** START OF Records provided **

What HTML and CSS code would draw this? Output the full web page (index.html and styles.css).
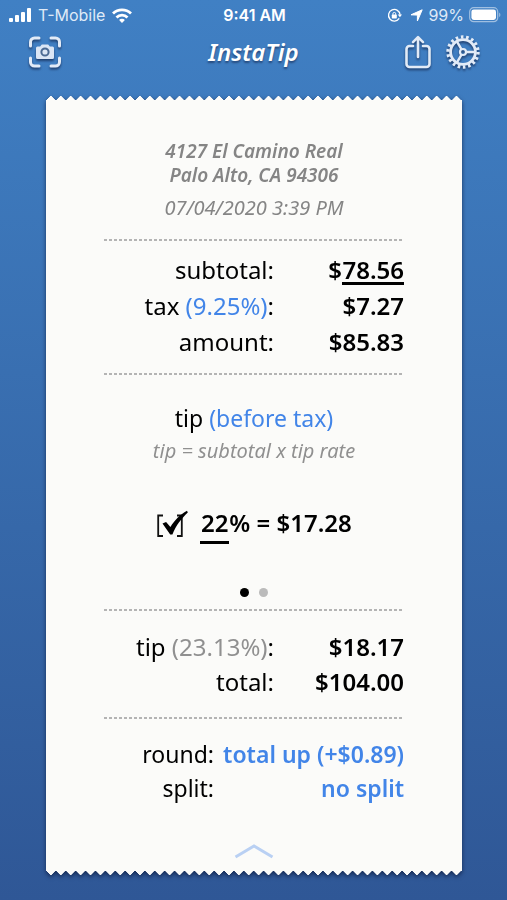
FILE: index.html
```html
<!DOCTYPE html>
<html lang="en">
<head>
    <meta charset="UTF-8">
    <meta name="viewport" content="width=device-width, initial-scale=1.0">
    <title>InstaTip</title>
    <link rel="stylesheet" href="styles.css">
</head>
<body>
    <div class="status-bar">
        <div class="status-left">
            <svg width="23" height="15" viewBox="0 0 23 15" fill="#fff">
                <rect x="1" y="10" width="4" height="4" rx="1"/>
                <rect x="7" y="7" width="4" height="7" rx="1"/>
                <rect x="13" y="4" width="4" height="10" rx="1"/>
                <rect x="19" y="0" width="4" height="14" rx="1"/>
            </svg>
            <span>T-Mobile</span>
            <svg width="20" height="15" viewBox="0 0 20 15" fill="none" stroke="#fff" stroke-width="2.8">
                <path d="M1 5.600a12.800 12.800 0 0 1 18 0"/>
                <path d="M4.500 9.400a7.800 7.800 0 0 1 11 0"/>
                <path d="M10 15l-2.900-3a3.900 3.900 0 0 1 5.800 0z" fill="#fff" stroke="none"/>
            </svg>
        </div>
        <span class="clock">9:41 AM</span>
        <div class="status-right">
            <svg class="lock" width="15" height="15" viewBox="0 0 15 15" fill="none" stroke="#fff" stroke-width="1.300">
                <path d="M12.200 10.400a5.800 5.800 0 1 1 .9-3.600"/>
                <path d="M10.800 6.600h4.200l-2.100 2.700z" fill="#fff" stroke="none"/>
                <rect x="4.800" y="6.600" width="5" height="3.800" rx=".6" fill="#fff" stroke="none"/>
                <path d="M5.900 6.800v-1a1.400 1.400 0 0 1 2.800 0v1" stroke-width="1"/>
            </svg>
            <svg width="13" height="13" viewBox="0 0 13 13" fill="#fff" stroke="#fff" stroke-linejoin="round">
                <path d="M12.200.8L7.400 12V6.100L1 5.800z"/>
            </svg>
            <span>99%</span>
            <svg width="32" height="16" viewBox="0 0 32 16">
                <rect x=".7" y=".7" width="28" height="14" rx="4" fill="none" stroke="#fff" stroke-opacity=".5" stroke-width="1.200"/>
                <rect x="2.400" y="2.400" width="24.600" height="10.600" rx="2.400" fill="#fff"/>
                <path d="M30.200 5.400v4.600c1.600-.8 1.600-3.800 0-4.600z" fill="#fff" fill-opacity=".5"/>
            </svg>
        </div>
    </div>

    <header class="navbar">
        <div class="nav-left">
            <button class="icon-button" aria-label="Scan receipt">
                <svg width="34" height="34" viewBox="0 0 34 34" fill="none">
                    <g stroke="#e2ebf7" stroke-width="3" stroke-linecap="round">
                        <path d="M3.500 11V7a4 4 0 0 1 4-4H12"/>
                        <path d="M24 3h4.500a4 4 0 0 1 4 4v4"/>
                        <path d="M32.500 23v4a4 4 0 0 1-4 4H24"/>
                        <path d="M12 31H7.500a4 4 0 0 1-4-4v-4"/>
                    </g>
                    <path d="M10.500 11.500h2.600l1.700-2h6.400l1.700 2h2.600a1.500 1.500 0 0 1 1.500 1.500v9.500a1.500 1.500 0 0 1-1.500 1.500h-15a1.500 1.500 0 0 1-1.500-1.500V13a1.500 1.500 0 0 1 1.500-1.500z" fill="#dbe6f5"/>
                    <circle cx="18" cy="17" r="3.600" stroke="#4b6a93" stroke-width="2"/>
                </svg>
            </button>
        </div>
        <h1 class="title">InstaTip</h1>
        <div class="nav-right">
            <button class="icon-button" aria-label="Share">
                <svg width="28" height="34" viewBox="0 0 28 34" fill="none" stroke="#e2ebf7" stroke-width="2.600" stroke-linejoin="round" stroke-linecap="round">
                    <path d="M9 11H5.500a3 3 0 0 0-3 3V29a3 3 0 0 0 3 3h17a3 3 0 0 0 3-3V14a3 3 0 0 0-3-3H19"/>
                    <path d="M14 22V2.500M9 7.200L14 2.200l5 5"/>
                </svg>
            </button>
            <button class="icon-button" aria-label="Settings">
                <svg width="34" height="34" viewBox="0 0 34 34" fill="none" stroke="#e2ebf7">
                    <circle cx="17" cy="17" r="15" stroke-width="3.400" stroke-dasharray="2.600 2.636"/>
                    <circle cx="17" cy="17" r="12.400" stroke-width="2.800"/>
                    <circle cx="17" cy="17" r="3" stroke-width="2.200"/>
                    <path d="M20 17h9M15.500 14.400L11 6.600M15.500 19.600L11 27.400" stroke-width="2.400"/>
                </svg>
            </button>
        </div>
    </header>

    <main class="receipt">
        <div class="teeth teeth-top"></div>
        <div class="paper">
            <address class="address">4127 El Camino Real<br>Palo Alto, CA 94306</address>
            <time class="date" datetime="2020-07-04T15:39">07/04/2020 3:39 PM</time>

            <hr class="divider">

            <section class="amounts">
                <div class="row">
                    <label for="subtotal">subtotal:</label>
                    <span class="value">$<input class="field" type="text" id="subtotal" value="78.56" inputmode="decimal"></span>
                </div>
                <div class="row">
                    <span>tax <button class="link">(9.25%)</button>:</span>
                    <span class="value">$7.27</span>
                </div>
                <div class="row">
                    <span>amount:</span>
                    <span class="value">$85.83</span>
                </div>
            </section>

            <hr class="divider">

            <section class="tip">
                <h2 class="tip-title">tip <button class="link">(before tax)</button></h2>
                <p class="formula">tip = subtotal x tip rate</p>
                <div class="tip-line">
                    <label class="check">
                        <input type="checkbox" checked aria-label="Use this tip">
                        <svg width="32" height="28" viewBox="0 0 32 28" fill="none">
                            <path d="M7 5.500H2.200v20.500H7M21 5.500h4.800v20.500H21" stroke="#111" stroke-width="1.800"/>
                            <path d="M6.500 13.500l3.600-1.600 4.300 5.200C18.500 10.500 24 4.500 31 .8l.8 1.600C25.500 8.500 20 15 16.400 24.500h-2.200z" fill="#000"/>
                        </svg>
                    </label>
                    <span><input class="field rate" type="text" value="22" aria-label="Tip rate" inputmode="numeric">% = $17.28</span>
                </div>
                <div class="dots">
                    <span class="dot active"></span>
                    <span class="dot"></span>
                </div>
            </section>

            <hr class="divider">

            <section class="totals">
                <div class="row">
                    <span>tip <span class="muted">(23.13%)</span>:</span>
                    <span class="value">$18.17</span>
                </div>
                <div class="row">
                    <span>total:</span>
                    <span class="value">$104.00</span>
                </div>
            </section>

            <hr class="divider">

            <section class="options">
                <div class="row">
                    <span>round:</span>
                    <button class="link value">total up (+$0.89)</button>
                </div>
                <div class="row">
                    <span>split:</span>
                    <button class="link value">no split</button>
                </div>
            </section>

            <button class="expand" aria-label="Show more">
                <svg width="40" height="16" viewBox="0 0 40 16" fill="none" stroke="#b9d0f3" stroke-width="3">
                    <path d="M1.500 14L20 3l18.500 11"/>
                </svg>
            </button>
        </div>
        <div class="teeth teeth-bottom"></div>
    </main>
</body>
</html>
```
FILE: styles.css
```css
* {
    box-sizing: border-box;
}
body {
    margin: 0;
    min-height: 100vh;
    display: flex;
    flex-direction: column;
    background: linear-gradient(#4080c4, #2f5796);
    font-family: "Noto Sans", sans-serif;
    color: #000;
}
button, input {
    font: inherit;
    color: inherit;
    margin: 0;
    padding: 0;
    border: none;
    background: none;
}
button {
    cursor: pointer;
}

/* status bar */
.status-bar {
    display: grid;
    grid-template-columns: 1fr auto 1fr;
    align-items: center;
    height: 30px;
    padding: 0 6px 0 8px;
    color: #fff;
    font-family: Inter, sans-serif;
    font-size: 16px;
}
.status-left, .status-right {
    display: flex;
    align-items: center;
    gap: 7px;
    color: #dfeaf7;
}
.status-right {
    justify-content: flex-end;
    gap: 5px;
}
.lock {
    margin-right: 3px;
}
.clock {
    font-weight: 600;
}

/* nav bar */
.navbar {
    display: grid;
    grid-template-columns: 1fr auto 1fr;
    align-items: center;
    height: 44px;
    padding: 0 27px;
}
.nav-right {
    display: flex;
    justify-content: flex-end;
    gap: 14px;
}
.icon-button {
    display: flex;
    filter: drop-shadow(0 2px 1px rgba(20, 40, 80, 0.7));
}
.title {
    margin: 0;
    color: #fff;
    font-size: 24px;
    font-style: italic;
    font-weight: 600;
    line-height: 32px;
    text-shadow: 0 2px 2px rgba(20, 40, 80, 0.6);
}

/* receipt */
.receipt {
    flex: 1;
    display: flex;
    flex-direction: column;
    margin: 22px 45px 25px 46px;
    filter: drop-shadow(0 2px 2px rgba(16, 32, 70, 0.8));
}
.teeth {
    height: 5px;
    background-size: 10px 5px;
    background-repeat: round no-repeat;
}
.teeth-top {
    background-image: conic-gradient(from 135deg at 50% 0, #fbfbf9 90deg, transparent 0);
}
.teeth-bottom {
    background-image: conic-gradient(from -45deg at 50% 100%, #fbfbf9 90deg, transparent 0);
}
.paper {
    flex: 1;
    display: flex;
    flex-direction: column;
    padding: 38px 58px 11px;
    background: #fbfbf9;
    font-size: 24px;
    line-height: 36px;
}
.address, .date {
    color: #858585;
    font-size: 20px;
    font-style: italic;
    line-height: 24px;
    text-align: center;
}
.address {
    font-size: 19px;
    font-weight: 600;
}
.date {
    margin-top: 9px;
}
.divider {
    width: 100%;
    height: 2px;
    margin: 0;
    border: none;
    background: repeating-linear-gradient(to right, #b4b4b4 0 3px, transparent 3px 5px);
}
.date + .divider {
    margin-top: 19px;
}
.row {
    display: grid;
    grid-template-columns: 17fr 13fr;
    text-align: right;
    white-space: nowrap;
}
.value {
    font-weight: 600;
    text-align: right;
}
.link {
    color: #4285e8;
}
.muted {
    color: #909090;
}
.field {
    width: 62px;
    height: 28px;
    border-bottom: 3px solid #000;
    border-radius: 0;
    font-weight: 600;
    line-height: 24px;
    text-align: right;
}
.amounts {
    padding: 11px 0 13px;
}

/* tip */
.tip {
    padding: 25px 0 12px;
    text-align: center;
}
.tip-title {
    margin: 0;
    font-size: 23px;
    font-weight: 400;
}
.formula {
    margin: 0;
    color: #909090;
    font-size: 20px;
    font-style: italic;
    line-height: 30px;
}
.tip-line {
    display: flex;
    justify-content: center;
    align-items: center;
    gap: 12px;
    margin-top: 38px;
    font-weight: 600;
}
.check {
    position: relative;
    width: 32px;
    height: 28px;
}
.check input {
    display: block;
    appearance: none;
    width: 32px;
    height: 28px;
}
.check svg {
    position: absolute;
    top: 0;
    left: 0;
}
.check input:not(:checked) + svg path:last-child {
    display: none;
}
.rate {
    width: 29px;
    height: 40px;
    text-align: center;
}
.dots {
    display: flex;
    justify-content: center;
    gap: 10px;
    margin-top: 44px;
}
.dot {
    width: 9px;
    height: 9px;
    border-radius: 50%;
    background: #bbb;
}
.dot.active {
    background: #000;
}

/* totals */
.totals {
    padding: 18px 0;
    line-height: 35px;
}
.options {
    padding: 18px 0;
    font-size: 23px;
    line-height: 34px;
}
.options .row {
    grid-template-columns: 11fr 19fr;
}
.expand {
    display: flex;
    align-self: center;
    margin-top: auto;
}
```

** END OF Records provided **
** START OF Records provided **

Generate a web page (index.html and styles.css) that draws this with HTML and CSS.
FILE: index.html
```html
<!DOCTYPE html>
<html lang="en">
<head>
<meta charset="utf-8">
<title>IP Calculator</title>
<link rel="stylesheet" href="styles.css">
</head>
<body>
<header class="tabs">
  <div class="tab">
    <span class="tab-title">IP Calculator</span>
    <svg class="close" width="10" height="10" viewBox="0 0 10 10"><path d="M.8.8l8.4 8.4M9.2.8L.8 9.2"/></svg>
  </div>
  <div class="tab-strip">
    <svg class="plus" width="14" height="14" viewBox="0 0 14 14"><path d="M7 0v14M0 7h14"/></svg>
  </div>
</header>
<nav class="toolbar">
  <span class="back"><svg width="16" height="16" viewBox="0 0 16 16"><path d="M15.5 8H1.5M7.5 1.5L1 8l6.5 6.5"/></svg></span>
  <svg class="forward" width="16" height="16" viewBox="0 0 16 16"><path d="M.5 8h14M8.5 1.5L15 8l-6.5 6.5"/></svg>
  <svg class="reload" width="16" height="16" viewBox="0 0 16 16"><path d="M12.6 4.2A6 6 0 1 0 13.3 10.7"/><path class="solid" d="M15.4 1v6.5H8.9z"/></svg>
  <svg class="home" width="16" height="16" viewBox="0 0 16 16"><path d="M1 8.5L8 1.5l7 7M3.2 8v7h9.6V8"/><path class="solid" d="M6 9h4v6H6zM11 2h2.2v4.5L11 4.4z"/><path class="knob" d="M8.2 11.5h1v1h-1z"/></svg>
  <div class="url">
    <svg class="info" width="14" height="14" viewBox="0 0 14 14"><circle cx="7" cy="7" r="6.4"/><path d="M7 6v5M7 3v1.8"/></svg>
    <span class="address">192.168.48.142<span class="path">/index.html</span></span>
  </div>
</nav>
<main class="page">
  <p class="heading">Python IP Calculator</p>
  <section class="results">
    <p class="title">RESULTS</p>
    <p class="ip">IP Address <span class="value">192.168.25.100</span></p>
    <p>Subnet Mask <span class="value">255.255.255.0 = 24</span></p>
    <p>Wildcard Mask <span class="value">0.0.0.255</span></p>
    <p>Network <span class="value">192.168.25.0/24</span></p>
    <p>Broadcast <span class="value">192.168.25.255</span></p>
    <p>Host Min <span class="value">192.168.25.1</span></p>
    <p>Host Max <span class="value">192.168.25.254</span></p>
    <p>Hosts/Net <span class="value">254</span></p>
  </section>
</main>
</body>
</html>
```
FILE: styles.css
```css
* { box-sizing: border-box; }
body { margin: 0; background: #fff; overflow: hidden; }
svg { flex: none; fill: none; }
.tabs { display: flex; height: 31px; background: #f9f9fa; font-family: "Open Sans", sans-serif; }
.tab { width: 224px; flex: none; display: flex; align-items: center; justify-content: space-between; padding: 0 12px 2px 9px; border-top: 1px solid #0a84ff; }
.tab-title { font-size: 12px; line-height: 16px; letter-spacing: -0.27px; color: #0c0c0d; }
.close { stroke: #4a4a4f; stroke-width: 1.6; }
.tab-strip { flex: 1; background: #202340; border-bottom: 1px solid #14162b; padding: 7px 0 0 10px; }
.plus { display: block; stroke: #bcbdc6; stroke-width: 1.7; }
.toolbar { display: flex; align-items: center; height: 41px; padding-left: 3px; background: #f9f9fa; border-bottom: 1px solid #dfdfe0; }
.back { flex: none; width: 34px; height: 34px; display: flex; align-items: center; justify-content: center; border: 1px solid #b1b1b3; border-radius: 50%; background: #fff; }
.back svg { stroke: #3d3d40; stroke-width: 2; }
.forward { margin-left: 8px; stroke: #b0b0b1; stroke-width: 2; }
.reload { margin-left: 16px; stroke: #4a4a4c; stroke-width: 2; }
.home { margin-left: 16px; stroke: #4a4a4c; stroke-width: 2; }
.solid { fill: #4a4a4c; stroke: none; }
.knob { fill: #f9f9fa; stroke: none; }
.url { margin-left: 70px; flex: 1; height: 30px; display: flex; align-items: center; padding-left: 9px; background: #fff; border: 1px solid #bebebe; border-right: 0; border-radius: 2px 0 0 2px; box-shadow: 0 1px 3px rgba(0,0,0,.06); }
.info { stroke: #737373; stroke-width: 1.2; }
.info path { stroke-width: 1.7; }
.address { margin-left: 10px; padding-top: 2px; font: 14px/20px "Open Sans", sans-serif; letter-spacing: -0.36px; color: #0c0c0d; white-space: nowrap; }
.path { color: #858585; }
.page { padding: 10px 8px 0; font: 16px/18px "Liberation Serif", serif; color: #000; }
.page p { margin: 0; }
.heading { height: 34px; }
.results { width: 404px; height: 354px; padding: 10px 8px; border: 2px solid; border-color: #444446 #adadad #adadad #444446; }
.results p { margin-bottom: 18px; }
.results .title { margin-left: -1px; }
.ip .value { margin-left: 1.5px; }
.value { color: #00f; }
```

** END OF Records provided **
** START OF Records provided **

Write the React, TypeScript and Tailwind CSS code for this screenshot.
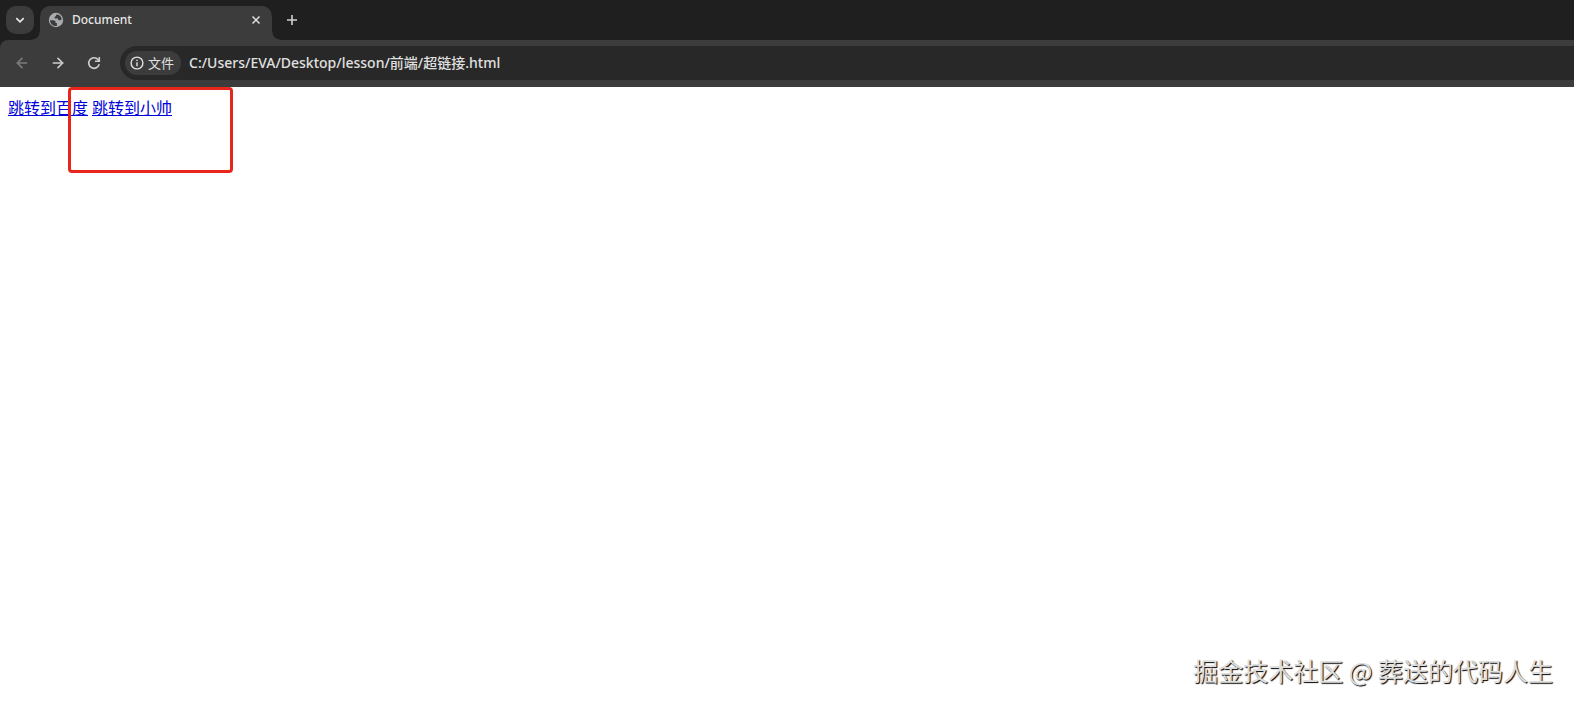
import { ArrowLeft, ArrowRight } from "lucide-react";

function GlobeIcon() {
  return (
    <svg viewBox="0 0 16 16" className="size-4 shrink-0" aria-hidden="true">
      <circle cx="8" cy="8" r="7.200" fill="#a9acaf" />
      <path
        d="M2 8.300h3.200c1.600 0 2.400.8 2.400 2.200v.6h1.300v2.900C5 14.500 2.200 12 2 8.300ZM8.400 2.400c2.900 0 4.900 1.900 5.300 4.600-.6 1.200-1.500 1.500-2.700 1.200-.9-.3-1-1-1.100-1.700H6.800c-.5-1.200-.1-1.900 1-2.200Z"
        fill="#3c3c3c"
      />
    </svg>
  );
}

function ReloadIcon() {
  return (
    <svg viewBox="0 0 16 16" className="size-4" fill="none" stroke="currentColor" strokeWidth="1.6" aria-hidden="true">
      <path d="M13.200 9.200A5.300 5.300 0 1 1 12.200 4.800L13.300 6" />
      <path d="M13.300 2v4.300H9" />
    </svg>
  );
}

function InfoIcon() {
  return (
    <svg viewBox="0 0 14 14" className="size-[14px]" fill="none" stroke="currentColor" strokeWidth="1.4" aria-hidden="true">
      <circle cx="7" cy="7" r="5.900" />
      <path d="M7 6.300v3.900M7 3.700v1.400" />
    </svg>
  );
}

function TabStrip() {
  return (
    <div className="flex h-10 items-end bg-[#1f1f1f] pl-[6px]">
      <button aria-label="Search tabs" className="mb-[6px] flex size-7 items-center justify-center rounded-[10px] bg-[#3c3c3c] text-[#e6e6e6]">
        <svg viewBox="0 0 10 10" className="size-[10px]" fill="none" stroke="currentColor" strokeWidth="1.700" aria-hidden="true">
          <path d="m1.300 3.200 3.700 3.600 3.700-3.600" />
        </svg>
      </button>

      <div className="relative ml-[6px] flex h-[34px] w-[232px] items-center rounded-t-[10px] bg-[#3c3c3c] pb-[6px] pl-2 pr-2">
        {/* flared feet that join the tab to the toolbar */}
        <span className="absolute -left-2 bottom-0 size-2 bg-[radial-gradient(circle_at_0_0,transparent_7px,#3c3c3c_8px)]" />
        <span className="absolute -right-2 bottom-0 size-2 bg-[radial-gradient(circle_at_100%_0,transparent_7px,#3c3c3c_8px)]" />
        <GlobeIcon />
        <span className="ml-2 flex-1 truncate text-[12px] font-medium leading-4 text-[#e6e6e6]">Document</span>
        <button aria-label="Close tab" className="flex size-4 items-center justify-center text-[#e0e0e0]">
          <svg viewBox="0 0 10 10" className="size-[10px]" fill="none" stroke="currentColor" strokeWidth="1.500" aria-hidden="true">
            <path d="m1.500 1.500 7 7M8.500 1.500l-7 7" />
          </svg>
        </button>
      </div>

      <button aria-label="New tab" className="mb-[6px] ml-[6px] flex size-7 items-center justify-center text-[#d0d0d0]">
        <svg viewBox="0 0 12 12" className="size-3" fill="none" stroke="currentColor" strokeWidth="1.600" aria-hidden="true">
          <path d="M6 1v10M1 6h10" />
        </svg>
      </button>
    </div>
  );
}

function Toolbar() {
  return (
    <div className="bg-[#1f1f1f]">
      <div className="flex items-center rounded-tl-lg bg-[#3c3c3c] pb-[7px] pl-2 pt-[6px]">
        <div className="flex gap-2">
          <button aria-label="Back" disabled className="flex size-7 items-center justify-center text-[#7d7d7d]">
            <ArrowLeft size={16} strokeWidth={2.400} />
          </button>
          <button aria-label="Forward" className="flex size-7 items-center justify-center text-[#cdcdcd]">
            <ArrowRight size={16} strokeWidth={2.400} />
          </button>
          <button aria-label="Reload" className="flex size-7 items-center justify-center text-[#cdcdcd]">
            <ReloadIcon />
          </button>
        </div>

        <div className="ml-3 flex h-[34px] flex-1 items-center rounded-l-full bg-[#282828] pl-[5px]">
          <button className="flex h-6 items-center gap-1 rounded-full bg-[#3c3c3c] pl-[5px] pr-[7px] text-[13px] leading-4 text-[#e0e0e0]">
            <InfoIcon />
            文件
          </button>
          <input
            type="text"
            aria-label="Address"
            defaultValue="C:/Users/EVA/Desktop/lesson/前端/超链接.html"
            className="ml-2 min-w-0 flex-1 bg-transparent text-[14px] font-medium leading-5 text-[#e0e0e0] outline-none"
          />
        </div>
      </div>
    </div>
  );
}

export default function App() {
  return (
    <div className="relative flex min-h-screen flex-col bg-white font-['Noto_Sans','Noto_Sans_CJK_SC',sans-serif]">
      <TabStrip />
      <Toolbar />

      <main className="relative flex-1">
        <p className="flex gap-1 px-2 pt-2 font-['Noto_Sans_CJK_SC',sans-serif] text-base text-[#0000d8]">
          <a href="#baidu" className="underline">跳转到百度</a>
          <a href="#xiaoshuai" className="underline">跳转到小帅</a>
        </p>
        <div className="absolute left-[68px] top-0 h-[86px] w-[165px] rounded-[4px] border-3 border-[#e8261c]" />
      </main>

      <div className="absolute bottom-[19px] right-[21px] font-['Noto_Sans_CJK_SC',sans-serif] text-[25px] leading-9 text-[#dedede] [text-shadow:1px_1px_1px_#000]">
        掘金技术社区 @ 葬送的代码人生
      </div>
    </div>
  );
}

** END OF Records provided **

**What you have to do:** Copy out every line of the data that includes the word "this".

**Final result:**
What HTML and CSS code would draw this? Output the full web page (index.html and styles.css).
                        <input type="checkbox" checked aria-label="Use this tip">
Generate a web page (index.html and styles.css) that draws this with HTML and CSS.
Write the React, TypeScript and Tailwind CSS code for this screenshot.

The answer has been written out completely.